***** Given information
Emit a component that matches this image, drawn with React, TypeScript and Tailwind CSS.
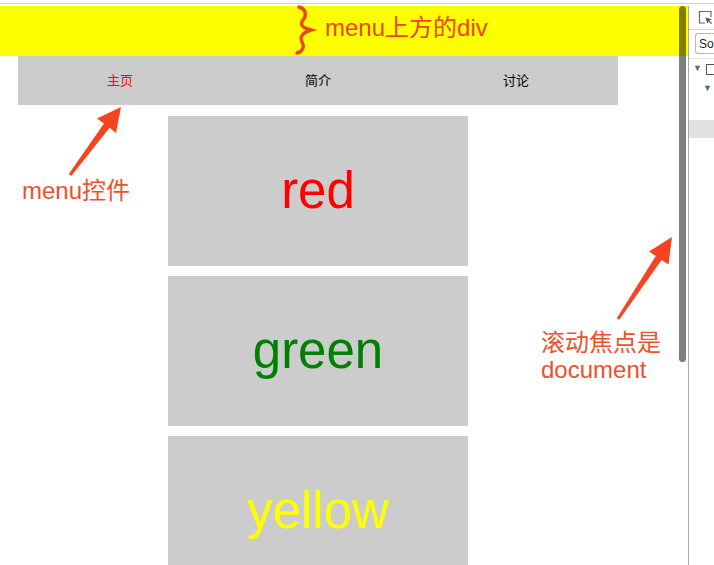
import React from 'react';

const BOXES = [
  { label: 'red', color: 'text-[#ff0000]' },
  { label: 'green', color: 'text-[#008000]' },
  { label: 'yellow', color: 'text-[#ffff00]' },
];

const MENU = ['主页', '简介', '讨论'];

function InspectIcon() {
  return (
    <svg width="15" height="15" viewBox="0 0 15 15" fill="none">
      <path d="M7 13H1.5V1.5H13V7" stroke="#6b6b6b" strokeWidth="1.2" />
      <path d="M7.5 7.5L9.3 14L10.4 11.2L13.3 14.1L14.1 13.3L11.2 10.4L14 9.3Z" fill="#555" />
    </svg>
  );
}

function Annotations() {
  return (
    <svg
      className="pointer-events-none absolute left-0 top-0"
      width="714"
      height="565"
      viewBox="0 0 714 565"
    >
      <path
        d="M299 7 C306 9, 307 15, 303 20 C299 25, 303 28, 311 30 C304 32, 299 36, 302 42 C305 47, 302 52, 297 53"
        stroke="#ee4422"
        strokeWidth="3.4"
        strokeLinecap="round"
        fill="none"
      />
      <polygon
        points="68.8,174.1 104,123.5 97,118.5 121,107 116,133 109.6,127.7 71.2,175.9"
        fill="#f5441f"
        strokeLinejoin="round"
      />
      <polygon
        points="616.8,318.2 655.8,256.1 649,251.5 672,237 668.5,264.5 661.6,259.9 619.2,319.8"
        fill="#f5441f"
      />
    </svg>
  );
}

export default function App() {
  return (
    <div className="relative flex h-[565px] w-[714px] flex-col overflow-hidden bg-white font-['Liberation_Sans','Noto_Sans_CJK_SC',sans-serif]">
      <div className="h-[3px] shrink-0" />
      <div className="h-px shrink-0 bg-[#d2d2d2]" />
      <div className="h-[2px] shrink-0" />

      <div className="flex min-h-0 flex-1">
        <main className="w-[688px] shrink-0 overflow-hidden">
          <div className="h-[50px] bg-[#ffff00]" />
          <nav className="ml-[18px] grid h-[49px] w-[600px] grid-cols-[198px_198px_198px] bg-[#cccccc] pl-[3px] text-[13px] leading-[49px]">
            {MENU.map((item, i) => (
              <span
                key={item}
                className={`text-center ${i === 0 ? 'text-[#ff0000]' : 'text-black'}`}
              >
                {item}
              </span>
            ))}
          </nav>
          <div className="ml-[18px] flex w-[600px] flex-col items-center gap-[10px] pt-[11px]">
            {BOXES.map((box) => (
              <div
                key={box.label}
                className={`h-[150px] w-[300px] shrink-0 bg-[#cccccc] text-center text-[51px] leading-[150px] ${box.color}`}
              >
                {box.label}
              </div>
            ))}
          </div>
        </main>

        <aside className="flex-1 border-l border-[#a8a8a8] bg-white">
          <div className="flex h-[23px] items-center pl-[9px]">
            <InspectIcon />
          </div>
          <div className="h-px bg-[#d6d6d6]" />
          <div className="ml-[6px] mt-[3px] flex h-[21px] items-center rounded-l-[3px] border border-r-0 border-[#b9b9b9] pl-[3px] text-[12px] text-[#222]">
            So
          </div>
          <div className="mt-[4px] h-px bg-[#e2e2e2]" />
          <div className="flex h-[20px] items-center gap-[4px] pl-[4px] text-[9px] text-[#666]">
            <span>▼</span>
            <span className="h-[11px] w-[10px] border-[1.5px] border-[#555]" />
          </div>
          <div className="flex h-[20px] items-center pl-[14px] text-[9px] text-[#666]">
            <span>▼</span>
          </div>
          <div className="mt-[21px] h-[18px] bg-[#e2e2e2]" />
        </aside>
      </div>

      <div className="pointer-events-none absolute left-[679px] top-[6px] h-[356px] w-[7px] rounded-full bg-black/50" />

      <Annotations />

      <span className="absolute left-[325px] top-[15px] text-[24px] leading-[26px] text-[#ee4422]">
        menu上方的div
      </span>
      <span className="absolute left-[22px] top-[177px] text-[24px] leading-[28px] text-[#f0502c]">
        menu控件
      </span>
      <div className="absolute left-[541px] top-[329px] text-[24px] leading-[27px] text-[#f0502c]">
        <div>滚动焦点是</div>
        <div>document</div>
      </div>
    </div>
  );
}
**********
• _Set problem_:
Extract lines where the string "React" occurs.

• _Response to the exercise_:
Emit a component that matches this image, drawn with React, TypeScript and Tailwind CSS.
import React from 'react';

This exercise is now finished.